Bahrain's Gulf Finance House is tapping international investors for help in financing the centrepiece of a US$3 billion financial centre in Tunisia.
GFH seeks aid on $3bn plan
Bahrain's Gulf Finance House (GFH) is tapping international investors for help in financing the centrepiece of a US$3 billion (Dh11.01bn) financial centre in Tunisia. The Tunis Financial Harbour was one of several multibillion-dollar property projects, including the huge Energy City developments in Qatar and Libya and commercial centres in Mumbai and Bahrain, that GFH started during the global boom.
Some investors pulled out of those projects after the financial crisis hit in 2008 and GFH has since revised its business model to focus on investments in financial institutions instead of property.

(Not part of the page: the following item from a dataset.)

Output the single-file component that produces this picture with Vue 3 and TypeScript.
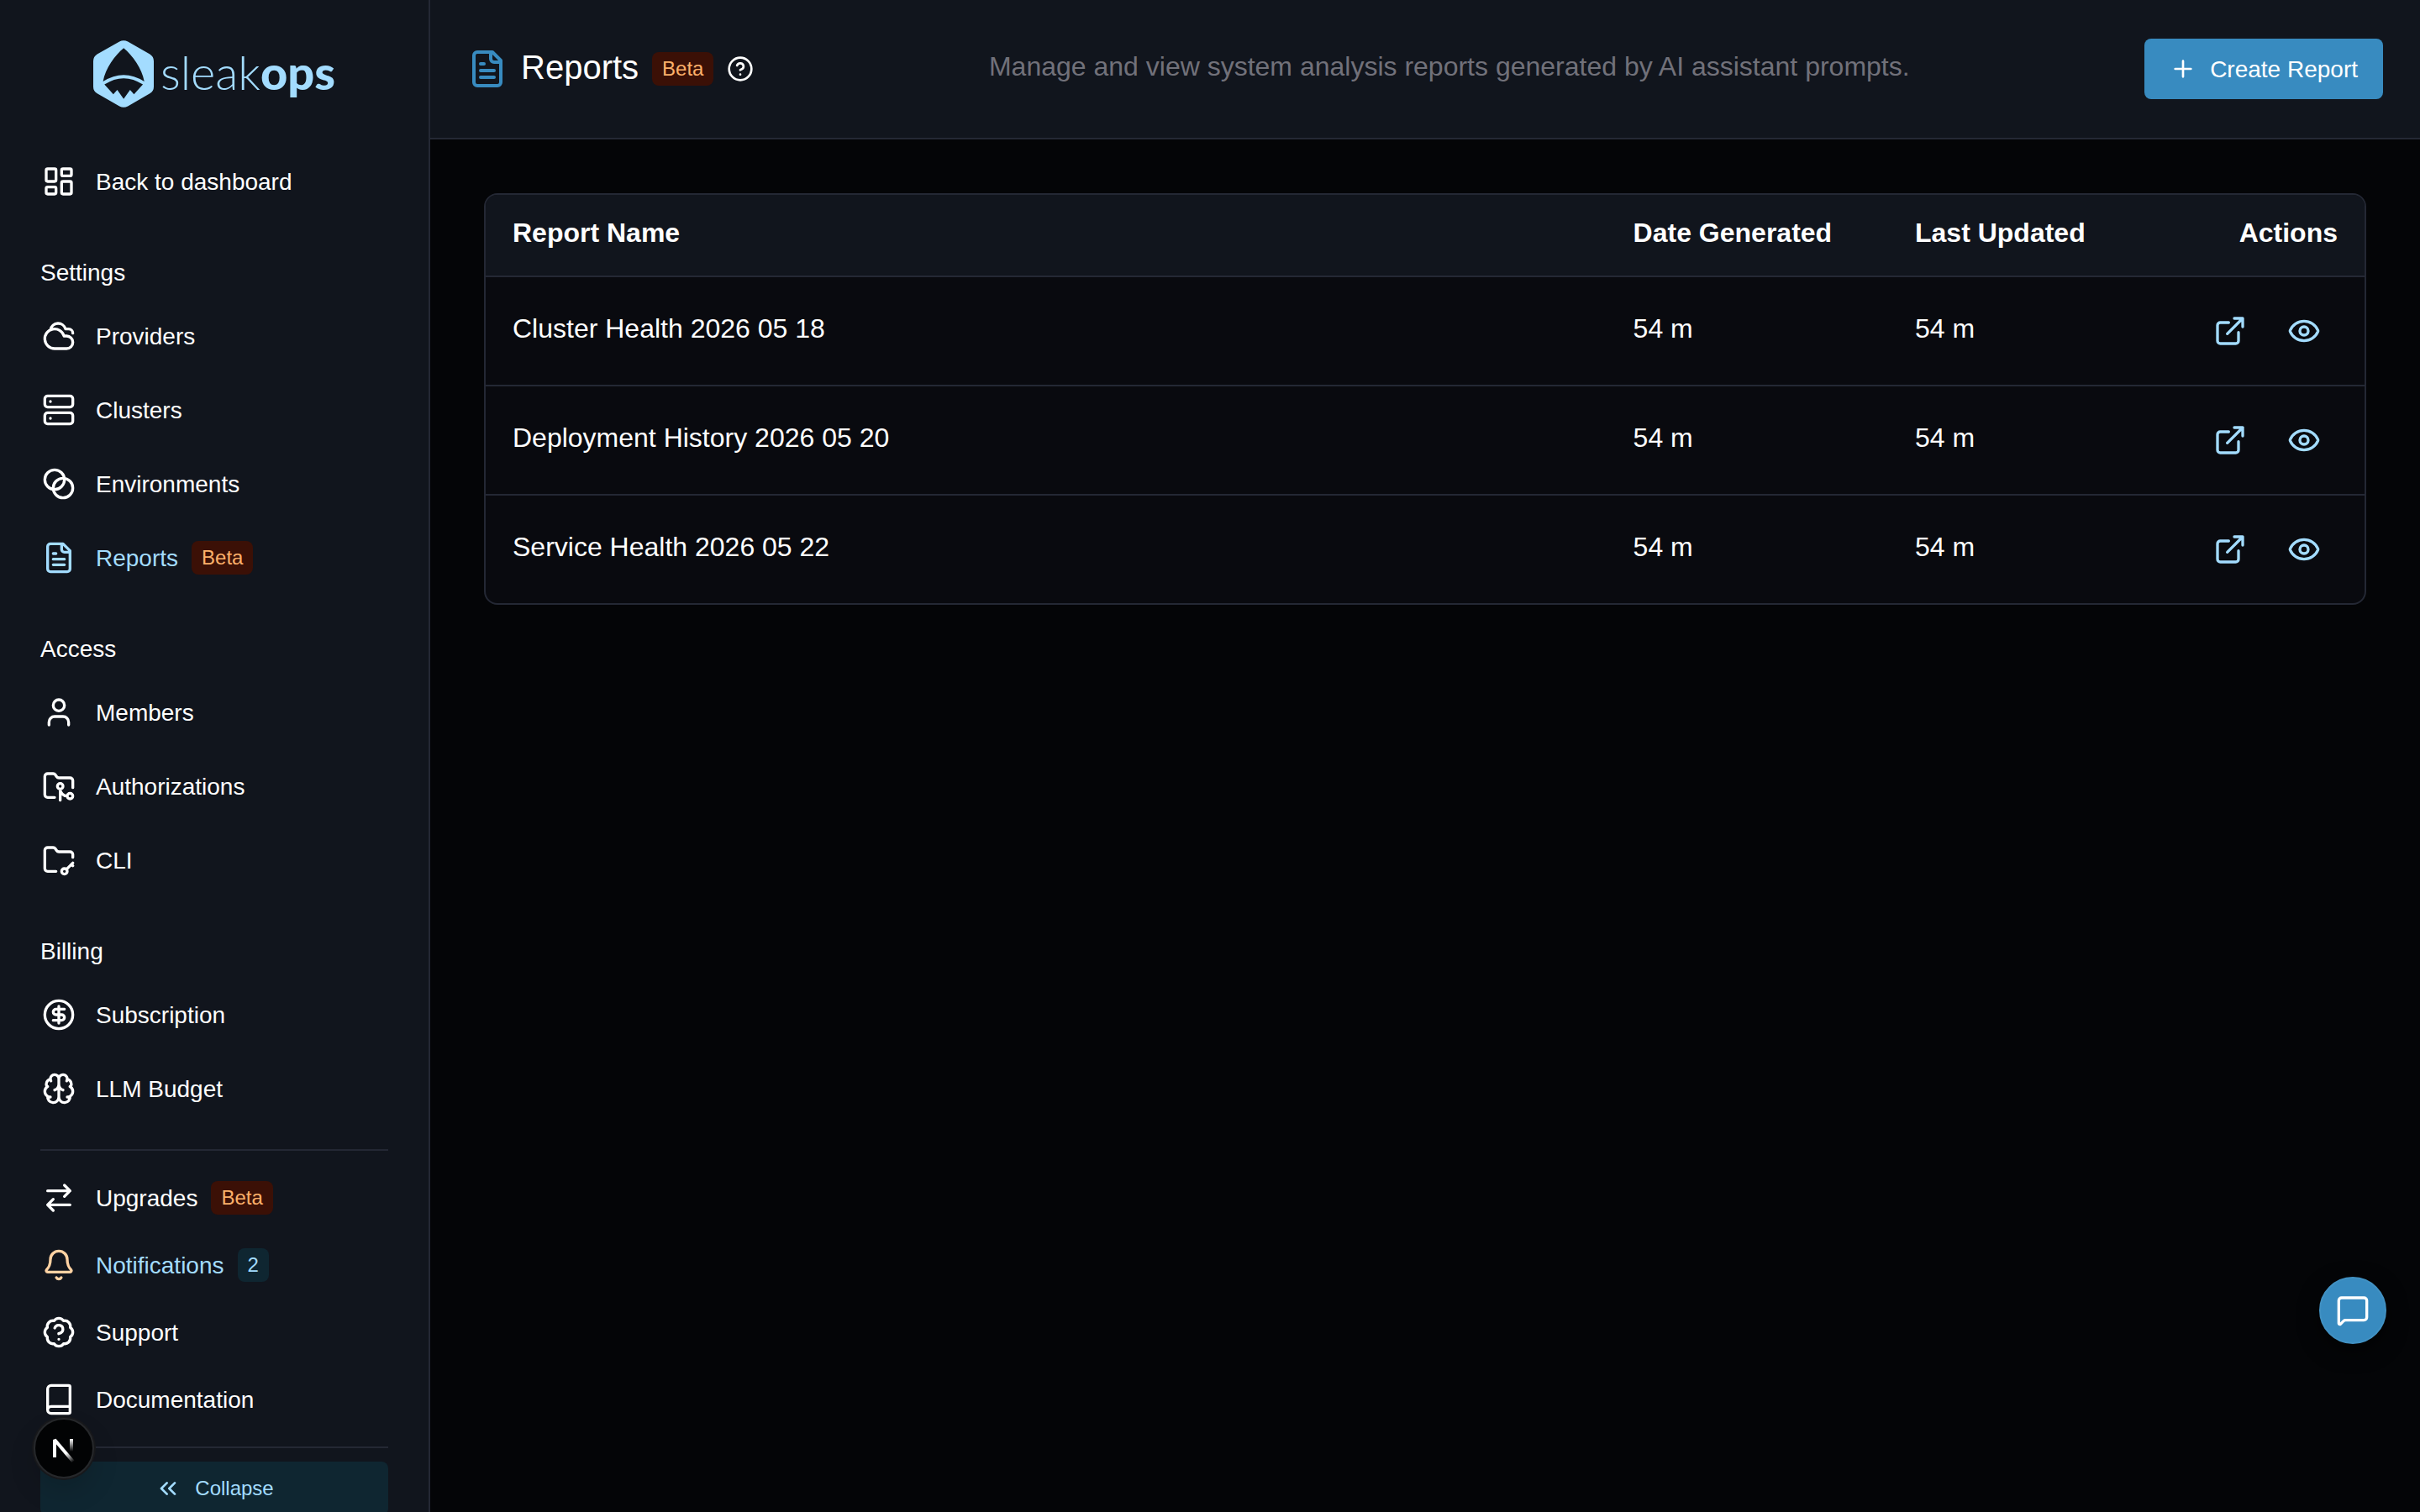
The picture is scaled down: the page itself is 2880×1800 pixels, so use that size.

The company is honouring commitments to build projects it has already announced before seeking an exit. Following its launch in 2007, work started on the Tunis Financial Harbour late last year, a company spokeswoman said. The plan now is to complete infrastructure and drum up support for an offshore financial centre that is to form the backbone of the waterfront development, she said. "It is an old project, so there is already work in progress and they have to finalise this thing," said an analyst in Bahrain, who asked not to be named. "They financed this not only through themselves but they have partners and clients and they have to honour those commitments. But they have plenty of projects, so it will be difficult."
If all goes to plan, the centre will be home to 110,000 people and will create 16,000 jobs. Its backers hope it will be a financial bridge between Europe and fast-growing North African economies. GFH is receiving assistance on the project from the Tunisian government, which participated in the launch of the financial centre at IMF meetings in Washington over the weekend. Taoufik Baccar, the governor of the central bank of Tunisia, said the strategy was to position Tunis as the region's leading financial facility through increasingly open economic policies. The Tunis Financial Centre would "create the region's first offshore financial services centre that will offer a high-quality location for businesses to locate to and for employees and residents to live", he said.
It is unclear how much money GFH has invested in the project or what sum it aims to raise from investors to build the offshore centre. Representatives of GFH did not respond to requests for those details. Earlier this year, GFH exited its investment in the Bahrain Financial Harbour, a development on which the Tunisian project is modelled. It also sold part of its stake in QInvest, Qatar's first Islamic investment bank, last October.
The sales were part of an effort to slim the balance sheet and renegotiate debt after the financial crisis scuttled a business model that relied on using short-term loans to finance longer-term projects and investments. When banks grew reluctant to refinance GFH's maturing debt in the wake of the crisis, it was forced to halt new investments and sell assets as it opened talks with lenders on debt restructurings.
Under the aegis of the Australian Ted Pretty, the company's chief executive, GFH has successfully renegotiated its immediate obligations. Its next loans mature in 2012.